What the exercise asks – Output all the data exactly. Pictures do not belong in the copy.

━━━━━━━━━━━━━━━━━━━━━━━━━━━━━━

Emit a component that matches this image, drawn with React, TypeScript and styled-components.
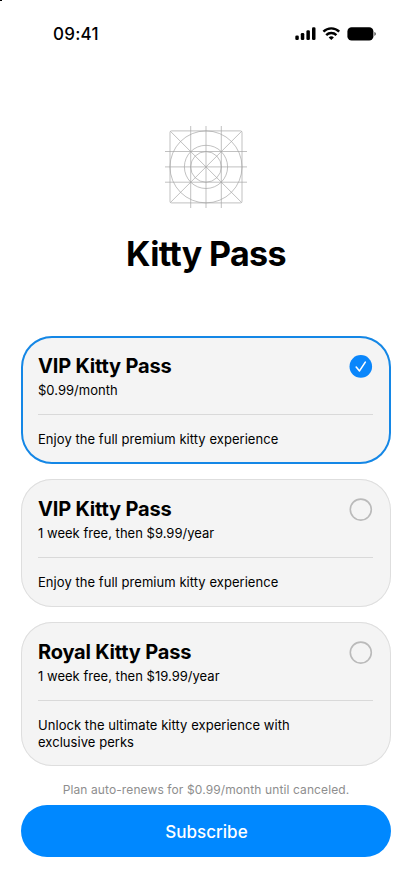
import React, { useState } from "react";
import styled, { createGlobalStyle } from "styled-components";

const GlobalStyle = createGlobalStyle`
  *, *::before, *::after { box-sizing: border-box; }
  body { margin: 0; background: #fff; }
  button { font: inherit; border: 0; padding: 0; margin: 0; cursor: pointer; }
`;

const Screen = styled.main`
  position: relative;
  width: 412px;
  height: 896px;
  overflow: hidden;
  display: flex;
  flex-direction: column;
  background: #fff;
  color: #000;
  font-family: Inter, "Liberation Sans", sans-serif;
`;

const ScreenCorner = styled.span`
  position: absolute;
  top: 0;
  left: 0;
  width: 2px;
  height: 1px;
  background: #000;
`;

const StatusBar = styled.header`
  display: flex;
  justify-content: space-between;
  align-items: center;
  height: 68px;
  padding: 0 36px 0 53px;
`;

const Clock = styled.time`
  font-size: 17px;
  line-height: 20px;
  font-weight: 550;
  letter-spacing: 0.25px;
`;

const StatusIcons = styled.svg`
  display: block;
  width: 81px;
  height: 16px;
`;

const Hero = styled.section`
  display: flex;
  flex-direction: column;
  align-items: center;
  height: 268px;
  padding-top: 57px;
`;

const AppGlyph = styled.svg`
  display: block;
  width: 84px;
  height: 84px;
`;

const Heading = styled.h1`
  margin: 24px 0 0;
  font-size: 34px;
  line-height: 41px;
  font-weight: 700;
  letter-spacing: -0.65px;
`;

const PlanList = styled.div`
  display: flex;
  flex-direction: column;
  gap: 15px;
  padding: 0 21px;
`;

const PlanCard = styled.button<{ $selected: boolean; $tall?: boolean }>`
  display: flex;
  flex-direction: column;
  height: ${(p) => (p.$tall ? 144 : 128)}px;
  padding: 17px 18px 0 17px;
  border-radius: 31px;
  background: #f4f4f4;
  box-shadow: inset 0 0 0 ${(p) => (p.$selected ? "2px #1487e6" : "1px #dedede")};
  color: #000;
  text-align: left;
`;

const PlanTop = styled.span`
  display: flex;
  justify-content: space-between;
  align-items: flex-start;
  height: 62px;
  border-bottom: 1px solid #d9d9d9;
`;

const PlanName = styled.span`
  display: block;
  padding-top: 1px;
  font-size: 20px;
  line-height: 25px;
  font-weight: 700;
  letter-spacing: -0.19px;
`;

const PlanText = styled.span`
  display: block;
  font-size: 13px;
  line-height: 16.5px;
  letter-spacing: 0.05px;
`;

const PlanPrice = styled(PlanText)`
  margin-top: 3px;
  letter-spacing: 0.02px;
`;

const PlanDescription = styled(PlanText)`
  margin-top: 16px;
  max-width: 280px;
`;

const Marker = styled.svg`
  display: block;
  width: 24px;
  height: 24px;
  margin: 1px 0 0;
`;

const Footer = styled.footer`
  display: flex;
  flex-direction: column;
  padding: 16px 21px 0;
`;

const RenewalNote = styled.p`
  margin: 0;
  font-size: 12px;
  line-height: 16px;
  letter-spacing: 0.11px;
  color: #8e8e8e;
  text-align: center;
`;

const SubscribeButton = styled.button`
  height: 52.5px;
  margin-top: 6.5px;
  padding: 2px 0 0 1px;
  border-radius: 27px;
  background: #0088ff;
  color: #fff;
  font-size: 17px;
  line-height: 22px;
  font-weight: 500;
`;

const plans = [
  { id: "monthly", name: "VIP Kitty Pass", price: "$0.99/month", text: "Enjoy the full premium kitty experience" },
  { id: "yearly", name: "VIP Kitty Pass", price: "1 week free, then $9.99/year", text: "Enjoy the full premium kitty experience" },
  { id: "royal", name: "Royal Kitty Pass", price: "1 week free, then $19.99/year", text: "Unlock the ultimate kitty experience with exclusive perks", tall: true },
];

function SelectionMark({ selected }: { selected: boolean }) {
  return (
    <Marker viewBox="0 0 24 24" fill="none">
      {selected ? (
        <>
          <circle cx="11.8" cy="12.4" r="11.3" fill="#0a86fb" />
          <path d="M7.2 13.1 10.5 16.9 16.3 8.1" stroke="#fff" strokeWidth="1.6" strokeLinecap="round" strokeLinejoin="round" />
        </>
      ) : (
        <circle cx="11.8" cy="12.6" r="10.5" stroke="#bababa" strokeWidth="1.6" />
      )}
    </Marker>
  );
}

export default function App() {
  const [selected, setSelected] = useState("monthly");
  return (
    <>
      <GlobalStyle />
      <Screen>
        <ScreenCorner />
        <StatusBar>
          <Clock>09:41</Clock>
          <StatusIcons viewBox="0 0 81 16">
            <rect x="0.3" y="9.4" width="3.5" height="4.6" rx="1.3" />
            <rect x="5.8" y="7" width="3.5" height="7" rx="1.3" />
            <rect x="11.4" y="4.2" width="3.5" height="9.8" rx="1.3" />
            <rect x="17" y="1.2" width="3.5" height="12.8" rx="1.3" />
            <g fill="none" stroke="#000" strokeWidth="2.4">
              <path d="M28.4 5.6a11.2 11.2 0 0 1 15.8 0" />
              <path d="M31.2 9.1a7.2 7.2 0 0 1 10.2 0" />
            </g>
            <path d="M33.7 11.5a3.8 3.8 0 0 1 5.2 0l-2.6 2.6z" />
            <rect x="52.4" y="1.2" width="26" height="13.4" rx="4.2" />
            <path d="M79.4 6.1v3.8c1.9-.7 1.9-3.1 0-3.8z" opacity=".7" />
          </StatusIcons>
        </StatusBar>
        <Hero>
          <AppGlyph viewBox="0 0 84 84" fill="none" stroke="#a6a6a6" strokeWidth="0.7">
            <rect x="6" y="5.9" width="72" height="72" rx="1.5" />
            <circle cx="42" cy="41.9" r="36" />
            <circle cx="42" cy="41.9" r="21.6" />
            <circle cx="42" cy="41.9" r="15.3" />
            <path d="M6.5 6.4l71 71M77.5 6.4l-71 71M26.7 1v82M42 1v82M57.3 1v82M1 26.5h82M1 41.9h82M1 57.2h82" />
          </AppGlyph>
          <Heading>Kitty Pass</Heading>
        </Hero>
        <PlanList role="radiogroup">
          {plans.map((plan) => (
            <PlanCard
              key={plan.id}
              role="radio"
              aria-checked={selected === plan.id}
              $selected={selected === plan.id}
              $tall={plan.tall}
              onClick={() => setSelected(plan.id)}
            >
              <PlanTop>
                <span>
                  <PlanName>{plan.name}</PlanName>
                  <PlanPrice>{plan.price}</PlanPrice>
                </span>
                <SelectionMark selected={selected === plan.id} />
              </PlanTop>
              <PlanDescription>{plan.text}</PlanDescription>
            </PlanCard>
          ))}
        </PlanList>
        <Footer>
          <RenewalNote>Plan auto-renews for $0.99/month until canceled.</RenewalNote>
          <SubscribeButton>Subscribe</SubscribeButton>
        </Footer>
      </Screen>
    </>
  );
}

━━━━━━━━━━━━━━━━━━━━━━━━━━━━━━

Completed task –
Emit a component that matches this image, drawn with React, TypeScript and styled-components.
import React, { useState } from "react";
import styled, { createGlobalStyle } from "styled-components";

const GlobalStyle = createGlobalStyle`
  *, *::before, *::after { box-sizing: border-box; }
  body { margin: 0; background: #fff; }
  button { font: inherit; border: 0; padding: 0; margin: 0; cursor: pointer; }
`;

const Screen = styled.main`
  position: relative;
  width: 412px;
  height: 896px;
  overflow: hidden;
  display: flex;
  flex-direction: column;
  background: #fff;
  color: #000;
  font-family: Inter, "Liberation Sans", sans-serif;
`;

const ScreenCorner = styled.span`
  position: absolute;
  top: 0;
  left: 0;
  width: 2px;
  height: 1px;
  background: #000;
`;

const StatusBar = styled.header`
  display: flex;
  justify-content: space-between;
  align-items: center;
  height: 68px;
  padding: 0 36px 0 53px;
`;

const Clock = styled.time`
  font-size: 17px;
  line-height: 20px;
  font-weight: 550;
  letter-spacing: 0.25px;
`;

const StatusIcons = styled.svg`
  display: block;
  width: 81px;
  height: 16px;
`;

const Hero = styled.section`
  display: flex;
  flex-direction: column;
  align-items: center;
  height: 268px;
  padding-top: 57px;
`;

const AppGlyph = styled.svg`
  display: block;
  width: 84px;
  height: 84px;
`;

const Heading = styled.h1`
  margin: 24px 0 0;
  font-size: 34px;
  line-height: 41px;
  font-weight: 700;
  letter-spacing: -0.65px;
`;

const PlanList = styled.div`
  display: flex;
  flex-direction: column;
  gap: 15px;
  padding: 0 21px;
`;

const PlanCard = styled.button<{ $selected: boolean; $tall?: boolean }>`
  display: flex;
  flex-direction: column;
  height: ${(p) => (p.$tall ? 144 : 128)}px;
  padding: 17px 18px 0 17px;
  border-radius: 31px;
  background: #f4f4f4;
  box-shadow: inset 0 0 0 ${(p) => (p.$selected ? "2px #1487e6" : "1px #dedede")};
  color: #000;
  text-align: left;
`;

const PlanTop = styled.span`
  display: flex;
  justify-content: space-between;
  align-items: flex-start;
  height: 62px;
  border-bottom: 1px solid #d9d9d9;
`;

const PlanName = styled.span`
  display: block;
  padding-top: 1px;
  font-size: 20px;
  line-height: 25px;
  font-weight: 700;
  letter-spacing: -0.19px;
`;

const PlanText = styled.span`
  display: block;
  font-size: 13px;
  line-height: 16.5px;
  letter-spacing: 0.05px;
`;

const PlanPrice = styled(PlanText)`
  margin-top: 3px;
  letter-spacing: 0.02px;
`;

const PlanDescription = styled(PlanText)`
  margin-top: 16px;
  max-width: 280px;
`;

const Marker = styled.svg`
  display: block;
  width: 24px;
  height: 24px;
  margin: 1px 0 0;
`;

const Footer = styled.footer`
  display: flex;
  flex-direction: column;
  padding: 16px 21px 0;
`;

const RenewalNote = styled.p`
  margin: 0;
  font-size: 12px;
  line-height: 16px;
  letter-spacing: 0.11px;
  color: #8e8e8e;
  text-align: center;
`;

const SubscribeButton = styled.button`
  height: 52.5px;
  margin-top: 6.5px;
  padding: 2px 0 0 1px;
  border-radius: 27px;
  background: #0088ff;
  color: #fff;
  font-size: 17px;
  line-height: 22px;
  font-weight: 500;
`;

const plans = [
  { id: "monthly", name: "VIP Kitty Pass", price: "$0.99/month", text: "Enjoy the full premium kitty experience" },
  { id: "yearly", name: "VIP Kitty Pass", price: "1 week free, then $9.99/year", text: "Enjoy the full premium kitty experience" },
  { id: "royal", name: "Royal Kitty Pass", price: "1 week free, then $19.99/year", text: "Unlock the ultimate kitty experience with exclusive perks", tall: true },
];

function SelectionMark({ selected }: { selected: boolean }) {
  return (
    <Marker viewBox="0 0 24 24" fill="none">
      {selected ? (
        <>
          <circle cx="11.8" cy="12.4" r="11.3" fill="#0a86fb" />
          <path d="M7.2 13.1 10.5 16.9 16.3 8.1" stroke="#fff" strokeWidth="1.6" strokeLinecap="round" strokeLinejoin="round" />
        </>
      ) : (
        <circle cx="11.8" cy="12.6" r="10.5" stroke="#bababa" strokeWidth="1.6" />
      )}
    </Marker>
  );
}

export default function App() {
  const [selected, setSelected] = useState("monthly");
  return (
    <>
      <GlobalStyle />
      <Screen>
        <ScreenCorner />
        <StatusBar>
          <Clock>09:41</Clock>
          <StatusIcons viewBox="0 0 81 16">
            <rect x="0.3" y="9.4" width="3.5" height="4.6" rx="1.3" />
            <rect x="5.8" y="7" width="3.5" height="7" rx="1.3" />
            <rect x="11.4" y="4.2" width="3.5" height="9.8" rx="1.3" />
            <rect x="17" y="1.2" width="3.5" height="12.8" rx="1.3" />
            <g fill="none" stroke="#000" strokeWidth="2.4">
              <path d="M28.4 5.6a11.2 11.2 0 0 1 15.8 0" />
              <path d="M31.2 9.1a7.2 7.2 0 0 1 10.2 0" />
            </g>
            <path d="M33.7 11.5a3.8 3.8 0 0 1 5.2 0l-2.6 2.6z" />
            <rect x="52.4" y="1.2" width="26" height="13.4" rx="4.2" />
            <path d="M79.4 6.1v3.8c1.9-.7 1.9-3.1 0-3.8z" opacity=".7" />
          </StatusIcons>
        </StatusBar>
        <Hero>
          <AppGlyph viewBox="0 0 84 84" fill="none" stroke="#a6a6a6" strokeWidth="0.7">
            <rect x="6" y="5.9" width="72" height="72" rx="1.5" />
            <circle cx="42" cy="41.9" r="36" />
            <circle cx="42" cy="41.9" r="21.6" />
            <circle cx="42" cy="41.9" r="15.3" />
            <path d="M6.5 6.4l71 71M77.5 6.4l-71 71M26.7 1v82M42 1v82M57.3 1v82M1 26.5h82M1 41.9h82M1 57.2h82" />
          </AppGlyph>
          <Heading>Kitty Pass</Heading>
        </Hero>
        <PlanList role="radiogroup">
          {plans.map((plan) => (
            <PlanCard
              key={plan.id}
              role="radio"
              aria-checked={selected === plan.id}
              $selected={selected === plan.id}
              $tall={plan.tall}
              onClick={() => setSelected(plan.id)}
            >
              <PlanTop>
                <span>
                  <PlanName>{plan.name}</PlanName>
                  <PlanPrice>{plan.price}</PlanPrice>
                </span>
                <SelectionMark selected={selected === plan.id} />
              </PlanTop>
              <PlanDescription>{plan.text}</PlanDescription>
            </PlanCard>
          ))}
        </PlanList>
        <Footer>
          <RenewalNote>Plan auto-renews for $0.99/month until canceled.</RenewalNote>
          <SubscribeButton>Subscribe</SubscribeButton>
        </Footer>
      </Screen>
    </>
  );
}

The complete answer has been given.